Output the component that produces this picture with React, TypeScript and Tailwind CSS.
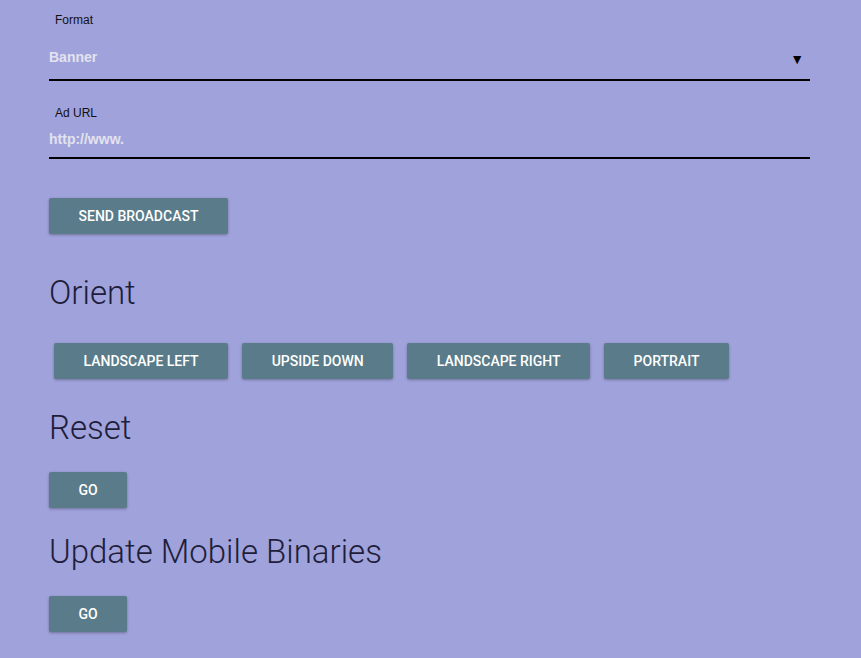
import React from 'react';

const Btn = ({ label, className = '' }: { label: string; className?: string }) => (
    <button
        className={`h-9 px-[29.5px] rounded-[2px] bg-[#5a7b89] text-white text-[14px] font-medium uppercase shadow-[0_1px_3px_rgba(0,0,0,0.3)] ${className}`}
    >
        {label}
    </button>
);

const Heading = ({ children }: { children: React.ReactNode }) => (
    <h2 className="text-[33px] leading-[40px] font-light text-[#1e1e3a]">{children}</h2>
);

const App = () => {
    const orients = ['Landscape Left', 'Upside Down', 'Landscape Right', 'Portrait'];

    return (
        <div className="min-h-[658px] bg-[#a0a2dc] font-['Roboto',sans-serif] pl-[49px] pr-[51px] pt-[13px]">
            <div className="flex flex-col">
                <label className="pl-[6px] text-[12px] leading-[14px] text-[#111] font-['Liberation_Sans',sans-serif]">Format</label>
                <div className="mt-[20px] flex items-center justify-between border-b-2 border-black pb-[13px] h-[34px]">
                    <span className="text-[14px] leading-[20px] font-bold text-[#e3e3ee] font-['Liberation_Sans',sans-serif]">Banner</span>
                    <span className="mr-[6px] mt-[6px] text-[14px] text-black">▼</span>
                </div>

                <label className="mt-[25px] pl-[6px] text-[12px] leading-[14px] text-[#111] font-['Liberation_Sans',sans-serif]">Ad URL</label>
                <div className="mt-[7px] border-b-2 border-black h-[32px]">
                    <span className="text-[14px] leading-[20px] font-bold text-[#e3e3ee] font-['Liberation_Sans',sans-serif]">http://www.</span>
                </div>

                <div className="mt-[39px]">
                    <Btn label="Send Broadcast" />
                </div>

                <div className="mt-[39px]">
                    <Heading>Orient</Heading>
                </div>
                <div className="mt-[30px] ml-[5px] flex gap-[14px]">
                    {orients.map((o) => (
                        <Btn key={o} label={o} />
                    ))}
                </div>

                <div className="mt-[29px]">
                    <Heading>Reset</Heading>
                </div>
                <div className="mt-[24px]">
                    <Btn label="Go" />
                </div>

                <div className="mt-[24px]">
                    <Heading>Update Mobile Binaries</Heading>
                </div>
                <div className="mt-[24px]">
                    <Btn label="Go" />
                </div>
            </div>
        </div>
    );
};

export default App;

- Task
Reproduce every line exactly and omit all pictures.

- Answer to the exercise
Output the component that produces this picture with React, TypeScript and Tailwind CSS.
import React from 'react';

const Btn = ({ label, className = '' }: { label: string; className?: string }) => (
    <button
        className={`h-9 px-[29.5px] rounded-[2px] bg-[#5a7b89] text-white text-[14px] font-medium uppercase shadow-[0_1px_3px_rgba(0,0,0,0.3)] ${className}`}
    >
        {label}
    </button>
);

const Heading = ({ children }: { children: React.ReactNode }) => (
    <h2 className="text-[33px] leading-[40px] font-light text-[#1e1e3a]">{children}</h2>
);

const App = () => {
    const orients = ['Landscape Left', 'Upside Down', 'Landscape Right', 'Portrait'];

    return (
        <div className="min-h-[658px] bg-[#a0a2dc] font-['Roboto',sans-serif] pl-[49px] pr-[51px] pt-[13px]">
            <div className="flex flex-col">
                <label className="pl-[6px] text-[12px] leading-[14px] text-[#111] font-['Liberation_Sans',sans-serif]">Format</label>
                <div className="mt-[20px] flex items-center justify-between border-b-2 border-black pb-[13px] h-[34px]">
                    <span className="text-[14px] leading-[20px] font-bold text-[#e3e3ee] font-['Liberation_Sans',sans-serif]">Banner</span>
                    <span className="mr-[6px] mt-[6px] text-[14px] text-black">▼</span>
                </div>

                <label className="mt-[25px] pl-[6px] text-[12px] leading-[14px] text-[#111] font-['Liberation_Sans',sans-serif]">Ad URL</label>
                <div className="mt-[7px] border-b-2 border-black h-[32px]">
                    <span className="text-[14px] leading-[20px] font-bold text-[#e3e3ee] font-['Liberation_Sans',sans-serif]">http://www.</span>
                </div>

                <div className="mt-[39px]">
                    <Btn label="Send Broadcast" />
                </div>

                <div className="mt-[39px]">
                    <Heading>Orient</Heading>
                </div>
                <div className="mt-[30px] ml-[5px] flex gap-[14px]">
                    {orients.map((o) => (
                        <Btn key={o} label={o} />
                    ))}
                </div>

                <div className="mt-[29px]">
                    <Heading>Reset</Heading>
                </div>
                <div className="mt-[24px]">
                    <Btn label="Go" />
                </div>

                <div className="mt-[24px]">
                    <Heading>Update Mobile Binaries</Heading>
                </div>
                <div className="mt-[24px]">
                    <Btn label="Go" />
                </div>
            </div>
        </div>
    );
};

export default App;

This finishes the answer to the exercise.